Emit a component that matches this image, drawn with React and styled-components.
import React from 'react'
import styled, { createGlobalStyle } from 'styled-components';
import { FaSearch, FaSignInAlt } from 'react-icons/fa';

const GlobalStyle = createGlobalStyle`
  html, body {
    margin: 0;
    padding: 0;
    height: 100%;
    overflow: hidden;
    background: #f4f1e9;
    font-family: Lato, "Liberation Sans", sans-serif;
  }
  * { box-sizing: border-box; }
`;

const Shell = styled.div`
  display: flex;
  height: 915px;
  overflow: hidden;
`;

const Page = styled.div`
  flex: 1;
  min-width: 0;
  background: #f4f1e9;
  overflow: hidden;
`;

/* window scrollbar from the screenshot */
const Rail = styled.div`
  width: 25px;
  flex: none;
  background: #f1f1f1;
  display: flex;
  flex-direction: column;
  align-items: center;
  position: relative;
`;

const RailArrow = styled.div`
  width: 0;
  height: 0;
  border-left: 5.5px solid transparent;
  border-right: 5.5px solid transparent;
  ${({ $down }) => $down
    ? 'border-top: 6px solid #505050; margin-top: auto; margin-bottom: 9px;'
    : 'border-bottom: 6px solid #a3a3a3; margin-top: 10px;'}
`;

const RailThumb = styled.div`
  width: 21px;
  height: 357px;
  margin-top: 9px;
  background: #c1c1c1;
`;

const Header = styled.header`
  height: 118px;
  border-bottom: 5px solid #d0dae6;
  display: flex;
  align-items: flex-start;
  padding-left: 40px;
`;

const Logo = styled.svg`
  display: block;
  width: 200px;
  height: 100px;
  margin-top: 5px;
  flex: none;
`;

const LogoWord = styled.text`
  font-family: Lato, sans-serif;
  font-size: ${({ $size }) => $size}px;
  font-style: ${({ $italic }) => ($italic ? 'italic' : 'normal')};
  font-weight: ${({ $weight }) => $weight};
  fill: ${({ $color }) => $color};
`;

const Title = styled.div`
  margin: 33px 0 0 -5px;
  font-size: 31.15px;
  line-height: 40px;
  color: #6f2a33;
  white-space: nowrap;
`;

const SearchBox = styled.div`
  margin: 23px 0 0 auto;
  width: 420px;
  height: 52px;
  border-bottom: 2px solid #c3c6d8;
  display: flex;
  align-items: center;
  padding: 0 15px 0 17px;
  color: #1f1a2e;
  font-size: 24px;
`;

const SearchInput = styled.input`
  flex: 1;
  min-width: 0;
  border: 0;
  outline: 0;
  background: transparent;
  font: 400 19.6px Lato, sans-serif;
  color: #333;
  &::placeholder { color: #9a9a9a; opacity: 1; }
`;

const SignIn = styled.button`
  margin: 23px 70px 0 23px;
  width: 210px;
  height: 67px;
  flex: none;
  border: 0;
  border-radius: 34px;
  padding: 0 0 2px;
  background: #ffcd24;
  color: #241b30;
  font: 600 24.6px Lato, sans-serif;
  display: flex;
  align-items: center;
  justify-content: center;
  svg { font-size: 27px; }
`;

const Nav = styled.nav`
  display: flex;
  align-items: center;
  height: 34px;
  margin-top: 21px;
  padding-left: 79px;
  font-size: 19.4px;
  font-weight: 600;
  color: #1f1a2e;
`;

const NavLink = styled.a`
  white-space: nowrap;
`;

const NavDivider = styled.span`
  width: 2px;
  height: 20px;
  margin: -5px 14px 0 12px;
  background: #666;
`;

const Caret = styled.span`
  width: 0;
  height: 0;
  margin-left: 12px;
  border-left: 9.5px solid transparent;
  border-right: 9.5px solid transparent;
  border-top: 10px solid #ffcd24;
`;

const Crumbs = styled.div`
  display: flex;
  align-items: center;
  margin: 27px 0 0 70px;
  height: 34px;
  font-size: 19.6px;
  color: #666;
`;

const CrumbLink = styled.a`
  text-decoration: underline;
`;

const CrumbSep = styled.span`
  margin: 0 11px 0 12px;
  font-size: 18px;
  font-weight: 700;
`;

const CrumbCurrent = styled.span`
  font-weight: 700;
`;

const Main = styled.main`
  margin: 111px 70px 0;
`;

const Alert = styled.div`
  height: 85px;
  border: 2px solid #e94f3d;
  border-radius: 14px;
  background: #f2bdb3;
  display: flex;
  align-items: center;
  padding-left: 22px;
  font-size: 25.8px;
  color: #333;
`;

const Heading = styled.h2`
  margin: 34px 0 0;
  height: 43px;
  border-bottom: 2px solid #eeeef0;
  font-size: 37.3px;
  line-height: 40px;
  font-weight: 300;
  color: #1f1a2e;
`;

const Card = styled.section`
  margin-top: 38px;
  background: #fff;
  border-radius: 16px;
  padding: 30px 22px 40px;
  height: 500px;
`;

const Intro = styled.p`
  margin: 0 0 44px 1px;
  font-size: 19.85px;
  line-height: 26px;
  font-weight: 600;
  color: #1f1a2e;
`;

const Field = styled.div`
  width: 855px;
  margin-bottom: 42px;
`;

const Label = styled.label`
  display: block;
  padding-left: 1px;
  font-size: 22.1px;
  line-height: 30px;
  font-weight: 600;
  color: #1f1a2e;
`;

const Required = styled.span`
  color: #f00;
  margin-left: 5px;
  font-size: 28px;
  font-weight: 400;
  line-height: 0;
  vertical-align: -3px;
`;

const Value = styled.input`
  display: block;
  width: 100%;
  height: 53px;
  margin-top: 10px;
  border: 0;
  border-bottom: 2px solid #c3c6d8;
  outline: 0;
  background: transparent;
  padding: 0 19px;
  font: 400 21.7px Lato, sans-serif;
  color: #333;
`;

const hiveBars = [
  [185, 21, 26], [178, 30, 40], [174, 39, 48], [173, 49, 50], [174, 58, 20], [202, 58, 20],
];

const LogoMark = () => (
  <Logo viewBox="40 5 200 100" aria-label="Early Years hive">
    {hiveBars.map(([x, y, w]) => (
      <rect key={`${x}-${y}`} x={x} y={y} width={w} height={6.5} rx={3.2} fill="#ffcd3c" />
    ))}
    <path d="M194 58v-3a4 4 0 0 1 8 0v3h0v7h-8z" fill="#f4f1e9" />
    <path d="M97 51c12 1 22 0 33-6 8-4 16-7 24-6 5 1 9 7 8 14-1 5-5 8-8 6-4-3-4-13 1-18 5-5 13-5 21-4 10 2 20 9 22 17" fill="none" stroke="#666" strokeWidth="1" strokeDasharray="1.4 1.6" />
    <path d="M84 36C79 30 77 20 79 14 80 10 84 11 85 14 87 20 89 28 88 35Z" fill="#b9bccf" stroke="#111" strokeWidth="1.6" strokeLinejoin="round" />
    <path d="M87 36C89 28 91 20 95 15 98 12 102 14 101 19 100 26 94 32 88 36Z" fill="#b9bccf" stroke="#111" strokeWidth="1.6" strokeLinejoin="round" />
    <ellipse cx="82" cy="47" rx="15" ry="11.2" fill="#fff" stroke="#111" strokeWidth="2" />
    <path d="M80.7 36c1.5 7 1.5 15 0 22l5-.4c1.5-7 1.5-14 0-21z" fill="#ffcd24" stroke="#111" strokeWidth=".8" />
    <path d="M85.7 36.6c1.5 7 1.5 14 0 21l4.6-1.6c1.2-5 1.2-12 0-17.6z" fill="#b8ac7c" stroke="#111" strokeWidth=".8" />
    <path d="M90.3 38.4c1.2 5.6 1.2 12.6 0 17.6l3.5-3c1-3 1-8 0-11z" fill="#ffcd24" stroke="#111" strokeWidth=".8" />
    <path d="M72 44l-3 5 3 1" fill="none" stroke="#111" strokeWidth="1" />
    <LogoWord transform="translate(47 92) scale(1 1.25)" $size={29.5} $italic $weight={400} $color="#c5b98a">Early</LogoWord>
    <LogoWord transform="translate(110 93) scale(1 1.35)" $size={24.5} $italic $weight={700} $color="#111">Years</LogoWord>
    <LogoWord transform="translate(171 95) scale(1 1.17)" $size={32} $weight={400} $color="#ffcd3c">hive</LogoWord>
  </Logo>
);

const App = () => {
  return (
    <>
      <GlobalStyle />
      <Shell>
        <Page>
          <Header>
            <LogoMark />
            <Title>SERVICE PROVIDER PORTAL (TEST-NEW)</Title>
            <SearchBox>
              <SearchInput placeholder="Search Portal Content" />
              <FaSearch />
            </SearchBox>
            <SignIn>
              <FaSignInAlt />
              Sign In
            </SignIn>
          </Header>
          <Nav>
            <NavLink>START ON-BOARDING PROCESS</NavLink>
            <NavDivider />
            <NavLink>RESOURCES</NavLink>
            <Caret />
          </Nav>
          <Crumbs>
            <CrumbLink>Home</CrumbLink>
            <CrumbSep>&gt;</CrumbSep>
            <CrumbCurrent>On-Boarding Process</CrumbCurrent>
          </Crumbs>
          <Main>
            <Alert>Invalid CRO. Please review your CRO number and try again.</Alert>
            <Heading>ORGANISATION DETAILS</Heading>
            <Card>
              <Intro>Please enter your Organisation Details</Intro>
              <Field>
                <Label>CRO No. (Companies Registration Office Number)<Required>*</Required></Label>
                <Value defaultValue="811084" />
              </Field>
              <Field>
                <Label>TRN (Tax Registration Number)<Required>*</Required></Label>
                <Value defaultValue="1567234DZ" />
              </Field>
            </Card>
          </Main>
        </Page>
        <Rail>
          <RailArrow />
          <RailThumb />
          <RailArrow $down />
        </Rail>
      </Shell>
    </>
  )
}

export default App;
---+---
**Goal:** Pick out lines containing the word "components", each one as written.

**Task response:**
Emit a component that matches this image, drawn with React and styled-components.
import styled, { createGlobalStyle } from 'styled-components';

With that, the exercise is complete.